II. Why did God do it? To unite our hearts
Remember Abram, the man of the doubtful, divided heart. We forget that before God called him from Ur of the Chaldeans, Abram and his family were idolators (Joshua 24:2). Relapse is not just something which a drug addict must deal with; all sinners must do that.
You see, our hearts (not our emotions) are the seat of our loves, what we most highly value and can’t live without. And we allow other loves—approval, comfort, control, power—to take the title to our hearts. They become our functional Saviors. When push comes to shove, we cling to them more than Jesus. So God acts out His covenant loyalty to us by walking between the pieces alone.
The goal is expressed in the prayer of Psalm 86:11: “…unite my heart to fear your name.” The fear of the Lord is not being scared of Him. Psalm 119:38 and Psalm 130:4 show us what “fear” means in relation to God. It’s not a desire to ran away from Him but to Him.
So, pray Psalm 86:11 and then preach to yourself Psalm 25:14: “The friendship, the sweet private councils of the Lord, are precisely for those whose hearts are united to fear God’s name.” Then preach to yourself the promise of the new covenant in Jeremiah 32:39, where God says, “I will give them one heart and one way, that they may fear me forever, for their own good.” Essentially, God is saying, “I will give them a single, united heart — that they may fear me forever.”

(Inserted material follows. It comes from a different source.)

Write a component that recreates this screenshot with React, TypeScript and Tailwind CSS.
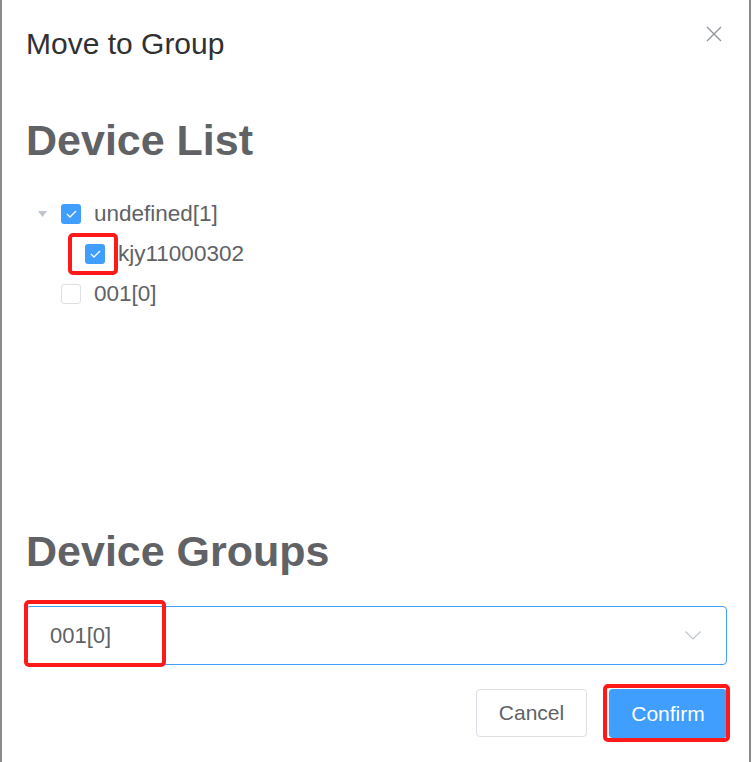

So what God says is true, we must begin to pursue. When you begin to find division in your heart, when you find yourself running from God instead to God, being afraid of being near Him instead of being afraid of being far from Him, declare this to yourself, and to your sin, and to Satan: “This resistance is not the new-covenant work of Jesus that he bought for me. No, it’s not. The new covenant work that he bought with his blood is a single, new, united heart that fears God, welcomes God, enjoys the friendship of God.”
Don’t give up. Don’t surrender like so many Christians around you have done and are doing. No, pursue what is true. Resist your resistance of God. Remember His covenant that He made to bring our hearts to Him.